E0709 16:44:25.752572       1 actuator.go:78] Machine error: failed to reconcile machine "jspeed-test-8cnpg-worker-centralus3-g6htz"s: failed to create vm jspeed-test-8cnpg-worker-centralus3-g6htz: failed to create or get machine: compute.VirtualMachinesCreateOrUpdateFuture: asynchronous operation has not completed

This will cause the Machine to be requeued. Currently, because Exists does not determine the machine to exist, we attempt to create again and get the following error:

E0709 16:44:26.642473       1 actuator.go:78] Machine error: failed to reconcile machine "jspeed-test-8cnpg-worker-centralus3-g6htz"s: failed to create vm jspeed-test-8cnpg-worker-centralus3-g6htz: vm jspeed-test-8cnpg-worker-centralus3-g6htz is still in provisioning state Creating, reconcile

The VM exists immediately after the first call to create the VM, but we are attempting to recreate it becuase Exists claims that it does not exist. This can lead to issues if there is a transient error after the first Create but before the VM becomes Running.
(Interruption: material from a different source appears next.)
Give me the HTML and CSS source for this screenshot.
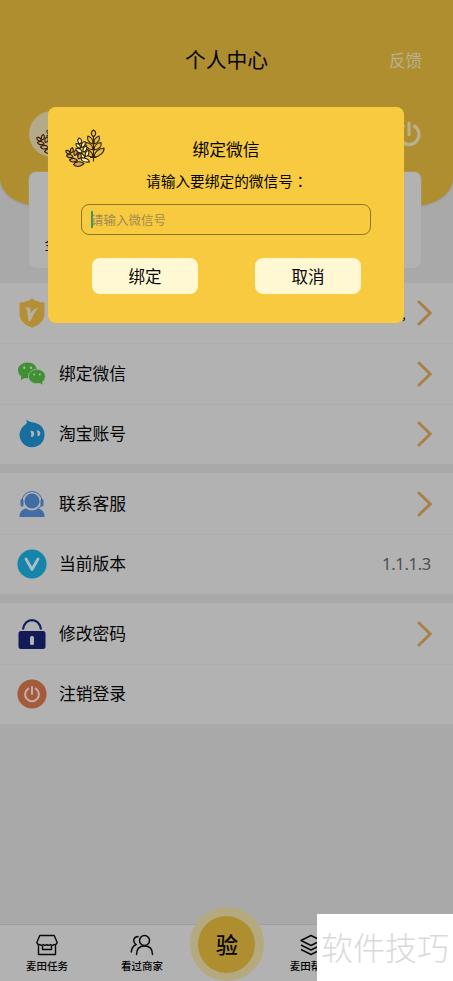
FILE: index.html
```html
<!DOCTYPE html>
<html lang="zh-CN">
<head>
<meta charset="utf-8">
<title>个人中心</title>
<link rel="stylesheet" href="styles.css">
</head>
<body>
<svg class="defs" width="0" height="0" aria-hidden="true">
  <symbol id="chevron" viewBox="0 0 16 26"><path d="M2 2 L13.2 13 L2 24" fill="none" stroke="#a98148" stroke-width="3" stroke-linecap="round" stroke-linejoin="miter"/></symbol>
  <symbol id="wheat" viewBox="0 0 40 40">
    <g stroke="#2b2108" stroke-width="1.1" stroke-linejoin="round" stroke-linecap="round">
      <g class="leaf-gold">
        <path d="M28.500 9C25 6 26 3.500 28.500 2C31 3.500 32 6 28.500 9ZM28 16C23 14.500 21.500 11 23 8C26 9 28.500 12 28 16ZM29 16C34 14.500 35.500 11 34 8C31 9 28.500 12 29 16ZM28 22C22 21 20 18 21 14.500C25 15 28 18 28 22ZM29 22C35 21 37 18 36 14.500C32 15 29 18 29 22ZM28 29C22 28.500 19 25 19.500 21C24 21 28 24.500 28 29ZM29 29C35 28.500 39.500 24 39 20C33 20.500 29 24.500 29 29Z"/>
        <path d="M28.500 8V33M25.500 29.500H31" fill="none"/>
      </g>
      <g fill="#fff3c4">
        <path d="M15 16C12 14.500 12.500 11.500 14 10C17 11 17.500 14 15 16ZM15.500 20C12 20 10.500 17.500 11 15.500C14 15.500 15.500 17.500 15.500 20ZM16.500 19.500C16 16 17.500 14 20 13.500C21 16 19.500 19 16.500 19.500ZM17 25C12 25 10.500 22.500 11 20.500C15 20 17 22 17 25ZM18 24C17.500 20 19 18.500 21.500 18C22.500 21 21 23.500 18 24ZM20 30C14 30.500 12 28 12 25.500C16 24.500 19.500 26.500 20 30ZM20.500 28.500C19.500 25 21 23 23.500 22.500C24.500 25.500 23.500 28 20.500 28.500ZM24.500 34C18 34.500 16 32.500 16 30C20 29.500 24 31 24.500 34Z"/>
      </g>
      <g fill="#dca067">
        <path d="M5 26C1.500 26 .500 24 1 22.500C4 22 5.500 24 5 26ZM6 25C4.500 22 5.500 20.500 7.500 19.500C9 22 8.500 24 6 25ZM8 29C4 30.500 2 29 1.500 27.500C4 25.500 7 26.500 8 29ZM9.500 27.500C8 24.500 9.500 22.500 11.500 22C13 24.500 12 27 9.500 27.500ZM12.500 32.500C8.500 35 5.500 34 4.500 32C7 29.500 10.500 30 12.500 32.500ZM13.500 31C12 28 13.500 26 15.500 25.500C17 28 16.500 30 13.500 31ZM19 35.500C15 39.500 11 39 8.500 36.500C11 33 16 33 19 35.500Z"/>
      </g>
    </g>
  </symbol>
</svg>
<div class="screen">
  <header class="hero">
    <div class="topbar">
      <span></span>
      <h1 class="title">个人中心</h1>
      <span class="feedback">反馈</span>
    </div>
    <div class="profile">
      <div class="avatar"><svg width="40" height="40"><use href="#wheat"/></svg></div>
      <svg class="power" width="26" height="26" viewBox="0 0 26 26"><path d="M13 2.2V13.600M7.500 5.200A10 10 0 1 0 18.500 5.200" fill="none" stroke="#b9b092" stroke-width="3.200" stroke-linecap="round"/></svg>
    </div>
  </header>
  <section class="summary">金</section>

  <main class="menu">
    <div class="group">
      <div class="row">
        <svg class="icon" width="30" height="30" viewBox="0 0 30 30"><path d="M15 .5Q20 4.200 27.500 4.500V16Q27 26 15 29.700Q3 26 2.500 16V4.500Q10 4.200 15 .5Z" fill="#b48f35"/><path d="M8 9.500H13.200L13.800 15.500Q16 11 21.500 9.500Q18 13 13.500 23H11.500L10 12Z" fill="#b5b1a4"/></svg>
        <span class="label"></span><span class="slash">,</span>
        <svg class="chev" width="16" height="26"><use href="#chevron"/></svg>
      </div>
      <div class="row">
        <svg class="icon" width="30" height="30" viewBox="0 0 30 30"><g fill="#3f9132"><path d="M10.500 3.500C5 3.500 1 7 1 11.500Q1 15 4.300 17.600L3.700 21L8 19Q18 21 20 11.500C20 7 16 3.500 10.500 3.500Z"/><path d="M20 10.200C15.500 10.200 11.500 13.200 11.500 17.600C11.500 22 15.500 24.800 20 24.800L22.700 24.500L26 26.200L25.500 23Q28.400 21 28.400 17.600C28.400 13.200 24.500 10.200 20 10.200Z" stroke="#b2b2b2" stroke-width=".8"/></g><g fill="#b2b2b2"><circle cx="7.300" cy="8.800" r="1.200"/><circle cx="14" cy="8.800" r="1.200"/><circle cx="17.200" cy="15.500" r="1"/><circle cx="22.800" cy="15.500" r="1"/></g></svg>
        <span class="label">绑定微信</span>
        <svg class="chev" width="16" height="26"><use href="#chevron"/></svg>
      </div>
      <div class="row">
        <svg class="icon" width="30" height="30" viewBox="0 0 30 30"><path d="M9 .800Q14 4 18 3.800Q27.500 6.500 27.500 15.800A12.500 12.200 0 1 1 8.500 5.600Q11 4 9 .800Z" fill="#176e9f"/><path d="M13.500 12Q17 11 17.200 14.500Q17 18 14 18Q15 15 13.500 12ZM19.500 11.500Q23 11 23.300 14Q23.500 17 20.500 17.200Q21.500 14.500 19.500 11.500Z" fill="#b2b8ba"/></svg>
        <span class="label">淘宝账号</span>
        <svg class="chev" width="16" height="26"><use href="#chevron"/></svg>
      </div>
    </div>
    <div class="group">
      <div class="row">
        <svg class="icon" width="30" height="30" viewBox="0 0 30 30"><g fill="#416da6"><circle cx="15" cy="12" r="7.500"/><path d="M2.500 28Q2.500 20.500 9 19.500Q15 23.500 21 19.500Q27.500 20.500 27.500 28Z"/><rect x="3.500" y="10" width="3" height="7.500" rx="1.500"/><rect x="23.500" y="10" width="3" height="7.500" rx="1.500"/></g><path d="M5 12A10 9.500 0 0 1 25 12M25 15Q24 18.500 20.500 19.700" fill="none" stroke="#416da6" stroke-width="1"/></svg>
        <span class="label">联系客服</span>
        <svg class="chev" width="16" height="26"><use href="#chevron"/></svg>
      </div>
      <div class="row">
        <svg class="icon" width="30" height="30" viewBox="0 0 30 30"><circle cx="15" cy="15" r="14.600" fill="#1685ac"/><path d="M9 10L15 20.500L21 10" fill="none" stroke="#b2bec1" stroke-width="2.700" stroke-linecap="round" stroke-linejoin="round"/></svg>
        <span class="label">当前版本</span>
        <span class="version">1.1.1.3</span>
      </div>
    </div>
    <div class="group">
      <div class="row">
        <svg class="icon" width="30" height="30" viewBox="0 0 30 30"><path d="M6 10.500C7 -2 23 -2 24 10.500" fill="none" stroke="#121b57" stroke-width="2.200"/><rect x="1.500" y="12" width="27" height="18" rx="2.500" fill="#121b57"/><rect x="13" y="17" width="4" height="9" rx="1.500" fill="#b2b2b2"/></svg>
        <span class="label">修改密码</span>
        <svg class="chev" width="16" height="26"><use href="#chevron"/></svg>
      </div>
      <div class="row">
        <svg class="icon" width="30" height="30" viewBox="0 0 30 30"><circle cx="15" cy="15" r="14.600" fill="#a65a3c"/><path d="M15 8V15M11.300 9.600A6.900 6.900 0 1 0 18.700 9.600" fill="none" stroke="#c0b0a8" stroke-width="2" stroke-linecap="round"/></svg>
        <span class="label">注销登录</span>
      </div>
    </div>
  </main>

  <nav class="tabs">
    <div class="tab">
      <svg width="24" height="22" viewBox="0 0 24 22" fill="none" stroke="#080808" stroke-width="1.400" stroke-linejoin="round"><path d="M4.800 1.500H19.200L22.200 8.500Q21.500 11 19 10.500Q17.500 12 15.500 10.500Q14 12 12 10.500Q10 12 8.500 10.500Q6.500 12 5 10.500Q2.500 11 1.800 8.500ZM3.500 11V20.500H20.500V11M7.500 12V15.500H16.500V12"/></svg>
      <span>麦田任务</span>
    </div>
    <div class="tab">
      <svg width="24" height="22" viewBox="0 0 24 22" fill="none" stroke="#080808" stroke-width="1.500" stroke-linecap="round"><circle cx="14.500" cy="6.500" r="5"/><path d="M6.500 20.500Q6.500 12 14.500 12Q22.500 12 22.500 20.500M8 2.500Q3.500 3 3.800 7Q4 9 6 10.500Q1.500 13 1.300 18"/></svg>
      <span>看过商家</span>
    </div>
    <div class="verify"><span>验</span></div>
    <div class="tab">
      <svg width="24" height="22" viewBox="0 0 24 22" fill="none" stroke="#080808" stroke-width="1.400" stroke-linejoin="round"><path d="M12 1.500L22 6.500L12 11.500L2 6.500ZM2 11L12 16L22 11M2 15.500L12 20.500L22 15.500"/></svg>
      <span>麦田帮</span>
    </div>
    <div class="tab"></div>
  </nav>

  <div class="dialog">
    <svg class="dialog-logo" width="40" height="40"><use href="#wheat"/></svg>
    <h2 class="dialog-title">绑定微信</h2>
    <p class="dialog-text">请输入要绑定的微信号<span class="colon" lang="zh-TW">：</span></p>
    <div class="field"><i class="caret"></i><span>请输入微信号</span></div>
    <div class="actions">
      <button class="btn">绑定</button>
      <button class="btn">取消</button>
    </div>
  </div>
  <div class="watermark">软件技巧</div>
</div>
</body>
</html>
```
FILE: styles.css
```css
* { box-sizing: border-box; }
body {
  margin: 0;
  font-family: "Noto Sans CJK SC", "Noto Sans", sans-serif;
  color: #050505;
  background: #a9a9a9;
}
h1, h2, p { margin: 0; font-weight: 400; }
.defs { position: absolute; }
.screen {
  position: relative;
  width: 453px;
  height: 981px;
  overflow: hidden;
  display: flex;
  flex-direction: column;
}
.hero {
  flex: none;
  height: 206px;
  background: #af8e2f;
  border-radius: 0 0 40px 40px / 0 0 28px 28px;
  box-shadow: 0 1px 2px #989383;
  padding: 39px 31px 0 29px;
}
.topbar {
  display: grid;
  grid-template-columns: 1fr auto 1fr;
  align-items: center;
  height: 40px;
}
.title { font-size: 20.8px; line-height: 40px; margin-left: 2px; }
.feedback { justify-self: end; font-size: 16.5px; color: #b9b092; padding-top: 1px; }
.profile {
  display: flex;
  justify-content: space-between;
  align-items: center;
  margin-top: 32px;
  height: 46px;
}
.avatar {
  width: 46px;
  height: 46px;
  border-radius: 50%;
  background: #b3aa89;
  padding: 4px 0 0 7px;
}
.avatar .leaf-gold, .leaf-gold { fill: #efbd3c; }
.summary {
  flex: none;
  height: 96px;
  margin: -34px 32px 0 29px;
  border-radius: 7px;
  background: #b2b2b2;
  box-shadow: 0 0 2px #aaa89f;
  padding: 60px 0 0 15.5px;
  font-size: 15px;
  line-height: 24px;
}
.menu {
  display: flex;
  flex-direction: column;
  gap: 9.5px;
  margin-top: 15px;
}
.group { background: #b2b2b2; }
.row {
  display: flex;
  align-items: center;
  height: 60.3px;
  padding: 0 20px 0 17px;
}
.row + .row { border-top: 1px solid #adadad; }
.icon { flex: none; }
.label { margin: -2px 0 0 12px; font-size: 16.8px; flex: 1; }
.slash { font-size: 13px; margin-right: 11.5px; }
.version {
  font-family: "Noto Sans", sans-serif;
  font-size: 16.5px;
  color: #505050;
  letter-spacing: -.3px;
  margin: -1px 2px 0 0;
}
.tabs {
  margin-top: auto;
  height: 57px;
  flex: none;
  display: grid;
  grid-template-columns: 95px 95px 73px 95px 95px;
  background: #b2b2b2;
  border-top: 1px solid #9e9e9e;
}
.tab {
  display: flex;
  flex-direction: column;
  align-items: center;
  padding: 9px 1px 0 0;
  font-size: 10.5px;
  line-height: 16px;
  font-weight: 500;
  gap: 2px;
}
.tab:nth-child(4) { padding-right: 0; }
.tab:nth-child(4) span { margin-right: 10px; }
.verify {
  justify-self: center;
  width: 74px;
  height: 74px;
  margin-top: -18px;
  border-radius: 50%;
  background: #b4a97f;
  display: grid;
  place-items: center;
}
.verify span {
  width: 57px;
  height: 57px;
  border-radius: 50%;
  background: #af8e2f;
  font-size: 22px;
  line-height: 54px;
  padding-left: 1px;
  font-weight: 500;
  text-align: center;
}
.dialog {
  position: absolute;
  left: 48px;
  top: 106.5px;
  width: 356px;
  height: 216.500px;
  border-radius: 8px;
  background: #f7ca40;
  box-shadow: 0 0 1px #d5b044;
  padding: 28px 33px 0;
  display: flex;
  flex-direction: column;
}
.dialog-logo { position: absolute; left: 17px; top: 21px; }
.dialog-title { font-size: 16.8px; line-height: 28px; text-align: center; }
.dialog-text { font-size: 14.700px; line-height: 24px; margin: 6px 0 0 65px; }
.colon { font-family: "Noto Sans CJK TC", sans-serif; }
.field {
  height: 31px;
  margin-top: 11.500px;
  border: 1px solid #8b752f;
  border-radius: 8px;
  display: flex;
  align-items: center;
  padding-left: 9px;
  font-size: 12.5px;
  color: #a18b50;
}
.caret { width: 2px; height: 17px; background: #349b64; margin-right: -2px; }
.actions {
  display: flex;
  justify-content: space-between;
  margin: 23px 10px 0 11px;
}
.btn {
  width: 106px;
  height: 36px;
  padding: 0;
  border: 0;
  border-radius: 8px;
  background: #fff8d3;
  color: #050505;
  font: 400 16.5px "Noto Sans CJK SC", sans-serif;
}
.watermark {
  position: absolute;
  right: 0;
  bottom: 0;
  width: 136px;
  height: 67px;
  background: #fff;
  color: #d9d9d9;
  font-size: 32px;
  line-height: 64px;
  text-align: center;
  font-weight: 300;
}
```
We could see an error, determine the creation failed and move the Machine to the Failed phase.

If this happens, the VM will still start, but because the Machine is Failed, we do not track it, we do not remove it if the Machine is deleted. Therefore we can leak VMs.

This PR fixes Exists such that if the VM exists on the API, but is in the Creating phase, it is considered to exist. Now we do not attempt to create the VM more than once and, if the first VM creation is successful (even with the async error), the Machine is considered to exist, so we will not fail a Machine while the VM is in the Creating phase.

openshift-ci-robot · 2020-07-10T10:34:05Z

@JoelSpeed: This pull request references Bugzilla bug 1836141, which is valid. The bug has been moved to the POST state. The bug has been updated to refer to the pull request using the external bug tracker.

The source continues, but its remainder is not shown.